▶ _Task goal_: Say how many lines include the word "with", using only a number.

(Web page code records)
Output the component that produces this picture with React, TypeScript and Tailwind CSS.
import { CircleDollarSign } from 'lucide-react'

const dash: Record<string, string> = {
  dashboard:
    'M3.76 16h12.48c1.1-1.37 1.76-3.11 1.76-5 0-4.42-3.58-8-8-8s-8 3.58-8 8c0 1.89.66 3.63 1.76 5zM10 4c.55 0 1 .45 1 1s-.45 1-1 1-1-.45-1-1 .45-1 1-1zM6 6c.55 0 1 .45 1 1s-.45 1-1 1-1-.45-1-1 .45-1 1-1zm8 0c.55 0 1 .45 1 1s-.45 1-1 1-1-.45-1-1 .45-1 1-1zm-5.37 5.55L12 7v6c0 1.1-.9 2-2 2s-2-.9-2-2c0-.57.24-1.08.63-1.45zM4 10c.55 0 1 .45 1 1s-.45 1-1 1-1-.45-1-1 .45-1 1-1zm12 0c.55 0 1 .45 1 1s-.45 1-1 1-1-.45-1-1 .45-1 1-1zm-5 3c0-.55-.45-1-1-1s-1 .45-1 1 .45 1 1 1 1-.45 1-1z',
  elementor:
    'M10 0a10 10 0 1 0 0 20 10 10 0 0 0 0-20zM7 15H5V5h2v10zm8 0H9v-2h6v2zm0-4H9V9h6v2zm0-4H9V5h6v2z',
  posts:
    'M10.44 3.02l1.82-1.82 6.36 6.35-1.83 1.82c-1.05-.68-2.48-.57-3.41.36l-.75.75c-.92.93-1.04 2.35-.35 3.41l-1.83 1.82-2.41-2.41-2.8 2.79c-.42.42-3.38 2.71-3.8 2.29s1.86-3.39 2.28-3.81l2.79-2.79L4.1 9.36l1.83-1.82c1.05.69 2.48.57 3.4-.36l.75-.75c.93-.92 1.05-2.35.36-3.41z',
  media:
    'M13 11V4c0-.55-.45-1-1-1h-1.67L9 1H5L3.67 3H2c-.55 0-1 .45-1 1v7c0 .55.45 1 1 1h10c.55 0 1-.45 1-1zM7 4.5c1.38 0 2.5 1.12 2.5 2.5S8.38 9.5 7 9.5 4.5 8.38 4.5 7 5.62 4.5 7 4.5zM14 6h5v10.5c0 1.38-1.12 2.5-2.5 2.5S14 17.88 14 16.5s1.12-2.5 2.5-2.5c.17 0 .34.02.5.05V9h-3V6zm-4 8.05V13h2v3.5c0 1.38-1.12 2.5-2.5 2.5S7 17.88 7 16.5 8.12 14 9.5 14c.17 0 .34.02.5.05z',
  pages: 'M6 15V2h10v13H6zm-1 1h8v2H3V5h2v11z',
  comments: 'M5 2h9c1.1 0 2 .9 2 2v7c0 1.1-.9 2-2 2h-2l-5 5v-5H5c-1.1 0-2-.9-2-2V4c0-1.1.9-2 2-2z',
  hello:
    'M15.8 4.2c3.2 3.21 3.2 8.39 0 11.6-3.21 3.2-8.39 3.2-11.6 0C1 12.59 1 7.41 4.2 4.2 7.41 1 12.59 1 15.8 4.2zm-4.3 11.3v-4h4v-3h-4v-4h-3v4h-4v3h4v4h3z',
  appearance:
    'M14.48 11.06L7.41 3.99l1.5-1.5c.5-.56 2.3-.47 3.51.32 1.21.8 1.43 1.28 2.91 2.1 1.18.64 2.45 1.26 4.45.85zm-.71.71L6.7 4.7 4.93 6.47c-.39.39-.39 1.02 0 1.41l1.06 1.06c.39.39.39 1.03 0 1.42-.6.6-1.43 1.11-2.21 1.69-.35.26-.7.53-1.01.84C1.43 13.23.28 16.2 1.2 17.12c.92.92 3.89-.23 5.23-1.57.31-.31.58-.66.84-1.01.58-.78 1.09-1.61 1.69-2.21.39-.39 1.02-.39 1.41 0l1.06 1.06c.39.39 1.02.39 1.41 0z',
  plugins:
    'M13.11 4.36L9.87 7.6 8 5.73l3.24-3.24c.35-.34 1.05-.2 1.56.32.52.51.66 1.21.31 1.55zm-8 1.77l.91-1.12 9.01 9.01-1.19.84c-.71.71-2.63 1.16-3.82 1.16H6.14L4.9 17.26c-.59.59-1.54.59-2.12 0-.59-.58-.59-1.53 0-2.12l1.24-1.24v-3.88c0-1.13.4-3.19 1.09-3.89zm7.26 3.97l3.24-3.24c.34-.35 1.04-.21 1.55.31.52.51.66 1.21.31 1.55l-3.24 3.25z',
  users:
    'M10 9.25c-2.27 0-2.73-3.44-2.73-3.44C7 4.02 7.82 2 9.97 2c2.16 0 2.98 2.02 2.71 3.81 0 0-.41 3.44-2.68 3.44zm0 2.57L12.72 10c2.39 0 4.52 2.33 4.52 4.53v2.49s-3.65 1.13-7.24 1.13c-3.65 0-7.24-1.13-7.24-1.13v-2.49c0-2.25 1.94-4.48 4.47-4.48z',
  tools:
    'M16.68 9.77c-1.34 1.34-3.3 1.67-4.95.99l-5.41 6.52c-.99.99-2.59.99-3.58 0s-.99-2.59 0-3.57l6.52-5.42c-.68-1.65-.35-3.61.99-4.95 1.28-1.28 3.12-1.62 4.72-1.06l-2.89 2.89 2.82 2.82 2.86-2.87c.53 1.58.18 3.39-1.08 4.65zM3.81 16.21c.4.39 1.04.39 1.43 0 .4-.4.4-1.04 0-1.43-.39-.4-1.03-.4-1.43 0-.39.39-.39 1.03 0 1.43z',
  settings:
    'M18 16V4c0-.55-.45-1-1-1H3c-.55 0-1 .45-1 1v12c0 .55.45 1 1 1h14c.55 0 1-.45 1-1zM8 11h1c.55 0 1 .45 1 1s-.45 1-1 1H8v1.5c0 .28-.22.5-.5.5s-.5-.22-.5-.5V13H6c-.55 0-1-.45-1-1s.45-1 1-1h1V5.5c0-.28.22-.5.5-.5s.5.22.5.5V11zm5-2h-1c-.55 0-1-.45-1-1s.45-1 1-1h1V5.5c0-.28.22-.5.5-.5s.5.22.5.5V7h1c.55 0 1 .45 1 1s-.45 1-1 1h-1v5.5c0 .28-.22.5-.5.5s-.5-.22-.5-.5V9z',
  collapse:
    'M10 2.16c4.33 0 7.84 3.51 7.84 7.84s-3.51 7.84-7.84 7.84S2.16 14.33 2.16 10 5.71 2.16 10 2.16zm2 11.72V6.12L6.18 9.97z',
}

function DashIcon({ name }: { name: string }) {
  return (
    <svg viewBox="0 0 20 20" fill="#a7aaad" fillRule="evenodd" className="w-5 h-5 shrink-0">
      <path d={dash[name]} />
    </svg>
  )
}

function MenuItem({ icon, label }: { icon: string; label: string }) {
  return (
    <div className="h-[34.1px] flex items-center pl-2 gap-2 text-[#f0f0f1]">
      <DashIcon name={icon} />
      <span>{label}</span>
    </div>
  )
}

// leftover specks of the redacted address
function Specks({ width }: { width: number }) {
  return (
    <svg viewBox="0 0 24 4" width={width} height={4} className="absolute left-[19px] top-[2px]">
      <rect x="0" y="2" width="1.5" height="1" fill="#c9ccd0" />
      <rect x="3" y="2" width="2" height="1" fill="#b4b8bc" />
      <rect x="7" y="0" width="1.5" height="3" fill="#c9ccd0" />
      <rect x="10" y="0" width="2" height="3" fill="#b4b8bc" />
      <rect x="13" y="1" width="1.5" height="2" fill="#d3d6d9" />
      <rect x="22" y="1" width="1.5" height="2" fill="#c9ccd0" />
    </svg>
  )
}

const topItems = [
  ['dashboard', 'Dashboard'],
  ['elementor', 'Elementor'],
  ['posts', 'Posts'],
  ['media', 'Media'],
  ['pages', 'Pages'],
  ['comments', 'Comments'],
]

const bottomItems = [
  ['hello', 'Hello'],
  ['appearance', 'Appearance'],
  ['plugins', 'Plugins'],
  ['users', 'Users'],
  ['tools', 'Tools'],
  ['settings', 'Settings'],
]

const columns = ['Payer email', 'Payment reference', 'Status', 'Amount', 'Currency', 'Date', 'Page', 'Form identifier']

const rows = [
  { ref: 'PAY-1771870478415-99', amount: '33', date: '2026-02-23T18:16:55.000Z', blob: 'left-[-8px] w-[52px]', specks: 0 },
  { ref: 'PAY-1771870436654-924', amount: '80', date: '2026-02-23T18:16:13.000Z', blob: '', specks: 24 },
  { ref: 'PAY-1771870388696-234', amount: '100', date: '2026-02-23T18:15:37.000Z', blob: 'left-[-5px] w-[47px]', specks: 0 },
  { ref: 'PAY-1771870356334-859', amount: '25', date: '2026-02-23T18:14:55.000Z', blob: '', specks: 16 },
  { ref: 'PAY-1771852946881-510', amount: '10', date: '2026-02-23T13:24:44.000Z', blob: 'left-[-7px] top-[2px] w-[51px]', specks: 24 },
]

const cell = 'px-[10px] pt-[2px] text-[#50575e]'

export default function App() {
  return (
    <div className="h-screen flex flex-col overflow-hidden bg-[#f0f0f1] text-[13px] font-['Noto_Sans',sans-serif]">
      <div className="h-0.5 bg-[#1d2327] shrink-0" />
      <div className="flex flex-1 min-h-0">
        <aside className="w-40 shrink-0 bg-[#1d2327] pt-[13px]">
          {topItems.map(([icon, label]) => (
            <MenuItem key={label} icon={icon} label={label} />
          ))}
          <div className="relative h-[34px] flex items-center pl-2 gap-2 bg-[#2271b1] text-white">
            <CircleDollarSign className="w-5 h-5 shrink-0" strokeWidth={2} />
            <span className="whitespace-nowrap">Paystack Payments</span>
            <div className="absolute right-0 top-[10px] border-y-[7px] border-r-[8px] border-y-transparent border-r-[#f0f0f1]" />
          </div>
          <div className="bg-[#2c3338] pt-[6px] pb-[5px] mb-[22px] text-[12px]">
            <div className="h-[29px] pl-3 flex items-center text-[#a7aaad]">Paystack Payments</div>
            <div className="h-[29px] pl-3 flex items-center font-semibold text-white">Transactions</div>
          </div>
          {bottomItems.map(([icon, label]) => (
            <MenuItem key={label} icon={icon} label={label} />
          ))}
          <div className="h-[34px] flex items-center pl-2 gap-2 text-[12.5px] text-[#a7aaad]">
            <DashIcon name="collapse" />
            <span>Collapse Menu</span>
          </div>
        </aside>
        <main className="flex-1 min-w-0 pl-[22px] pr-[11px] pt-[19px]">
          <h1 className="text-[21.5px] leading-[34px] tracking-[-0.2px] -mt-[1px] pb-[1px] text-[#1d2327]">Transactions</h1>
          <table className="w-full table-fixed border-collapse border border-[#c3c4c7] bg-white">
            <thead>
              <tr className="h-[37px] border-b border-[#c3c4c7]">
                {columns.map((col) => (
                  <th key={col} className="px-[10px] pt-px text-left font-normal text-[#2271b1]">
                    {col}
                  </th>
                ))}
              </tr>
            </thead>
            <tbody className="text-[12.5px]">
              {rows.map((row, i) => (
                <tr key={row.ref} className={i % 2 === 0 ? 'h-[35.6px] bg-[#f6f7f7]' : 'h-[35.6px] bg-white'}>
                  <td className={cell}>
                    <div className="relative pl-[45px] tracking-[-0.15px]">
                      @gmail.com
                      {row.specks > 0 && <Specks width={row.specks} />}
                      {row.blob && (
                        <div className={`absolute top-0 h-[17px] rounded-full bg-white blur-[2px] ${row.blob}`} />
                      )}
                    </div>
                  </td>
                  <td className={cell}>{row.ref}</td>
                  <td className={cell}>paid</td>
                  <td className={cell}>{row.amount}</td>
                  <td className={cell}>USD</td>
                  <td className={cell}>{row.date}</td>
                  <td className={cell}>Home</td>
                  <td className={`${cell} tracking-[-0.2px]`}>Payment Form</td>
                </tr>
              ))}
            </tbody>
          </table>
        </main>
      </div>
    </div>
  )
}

...

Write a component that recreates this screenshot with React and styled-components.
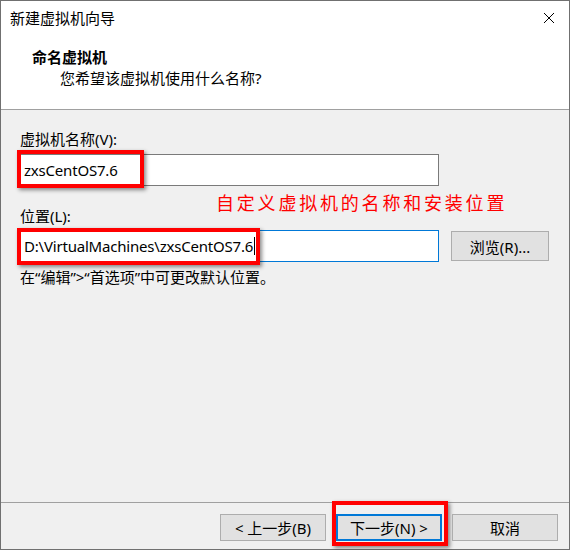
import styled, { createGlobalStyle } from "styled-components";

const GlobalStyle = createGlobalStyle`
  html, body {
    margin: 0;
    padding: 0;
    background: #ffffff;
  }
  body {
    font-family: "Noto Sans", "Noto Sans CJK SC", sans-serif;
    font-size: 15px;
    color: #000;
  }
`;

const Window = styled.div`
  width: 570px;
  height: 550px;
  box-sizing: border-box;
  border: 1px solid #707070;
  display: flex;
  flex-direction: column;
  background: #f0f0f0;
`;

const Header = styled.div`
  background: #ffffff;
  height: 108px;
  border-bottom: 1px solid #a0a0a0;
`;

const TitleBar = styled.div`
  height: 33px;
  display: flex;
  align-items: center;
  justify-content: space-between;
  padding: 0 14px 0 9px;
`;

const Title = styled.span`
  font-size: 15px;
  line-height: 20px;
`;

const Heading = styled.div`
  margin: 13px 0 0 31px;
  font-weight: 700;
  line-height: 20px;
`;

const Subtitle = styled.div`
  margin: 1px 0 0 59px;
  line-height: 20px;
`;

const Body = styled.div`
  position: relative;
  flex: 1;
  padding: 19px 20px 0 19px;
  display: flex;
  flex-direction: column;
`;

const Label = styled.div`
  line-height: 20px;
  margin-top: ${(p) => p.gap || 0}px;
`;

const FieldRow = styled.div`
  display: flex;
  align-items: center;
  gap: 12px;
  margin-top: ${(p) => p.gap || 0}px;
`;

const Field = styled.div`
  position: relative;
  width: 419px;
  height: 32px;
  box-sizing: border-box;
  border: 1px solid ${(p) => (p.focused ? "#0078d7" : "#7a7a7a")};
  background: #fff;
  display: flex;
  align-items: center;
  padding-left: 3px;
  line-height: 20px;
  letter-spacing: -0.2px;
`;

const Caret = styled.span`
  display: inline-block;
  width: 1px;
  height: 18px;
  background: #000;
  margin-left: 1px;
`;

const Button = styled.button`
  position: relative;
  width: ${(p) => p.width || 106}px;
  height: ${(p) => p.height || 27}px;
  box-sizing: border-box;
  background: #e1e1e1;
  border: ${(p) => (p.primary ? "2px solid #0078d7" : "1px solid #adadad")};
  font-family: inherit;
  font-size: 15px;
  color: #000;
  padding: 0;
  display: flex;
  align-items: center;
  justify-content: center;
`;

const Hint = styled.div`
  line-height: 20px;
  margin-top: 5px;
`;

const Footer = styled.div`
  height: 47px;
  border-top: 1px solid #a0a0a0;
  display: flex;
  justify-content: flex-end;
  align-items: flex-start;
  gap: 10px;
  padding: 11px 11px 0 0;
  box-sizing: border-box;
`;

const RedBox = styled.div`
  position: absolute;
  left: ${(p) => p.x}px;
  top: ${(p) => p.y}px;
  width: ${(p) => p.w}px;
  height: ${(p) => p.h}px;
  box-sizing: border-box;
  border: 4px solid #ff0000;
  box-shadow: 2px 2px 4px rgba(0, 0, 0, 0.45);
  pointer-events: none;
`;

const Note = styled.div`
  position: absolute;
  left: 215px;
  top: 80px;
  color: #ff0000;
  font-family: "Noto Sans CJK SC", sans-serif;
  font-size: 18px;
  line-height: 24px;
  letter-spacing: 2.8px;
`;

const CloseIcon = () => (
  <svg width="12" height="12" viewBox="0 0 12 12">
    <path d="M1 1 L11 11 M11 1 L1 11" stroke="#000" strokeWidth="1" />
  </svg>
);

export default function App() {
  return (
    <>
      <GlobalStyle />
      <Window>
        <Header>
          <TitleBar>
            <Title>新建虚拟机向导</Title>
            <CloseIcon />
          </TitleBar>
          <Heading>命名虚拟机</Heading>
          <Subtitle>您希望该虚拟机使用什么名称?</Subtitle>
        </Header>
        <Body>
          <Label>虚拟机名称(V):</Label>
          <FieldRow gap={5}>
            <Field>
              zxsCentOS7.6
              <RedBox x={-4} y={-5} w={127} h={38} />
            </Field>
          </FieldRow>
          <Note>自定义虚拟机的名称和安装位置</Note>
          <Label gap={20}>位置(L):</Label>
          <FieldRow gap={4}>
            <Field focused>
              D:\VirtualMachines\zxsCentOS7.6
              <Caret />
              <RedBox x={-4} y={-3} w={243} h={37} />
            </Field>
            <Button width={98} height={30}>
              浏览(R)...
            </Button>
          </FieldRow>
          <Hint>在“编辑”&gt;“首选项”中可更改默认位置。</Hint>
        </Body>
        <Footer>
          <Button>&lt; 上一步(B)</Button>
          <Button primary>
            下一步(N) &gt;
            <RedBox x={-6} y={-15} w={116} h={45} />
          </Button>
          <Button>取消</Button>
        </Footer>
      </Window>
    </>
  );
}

▶ _Expected answer_: 2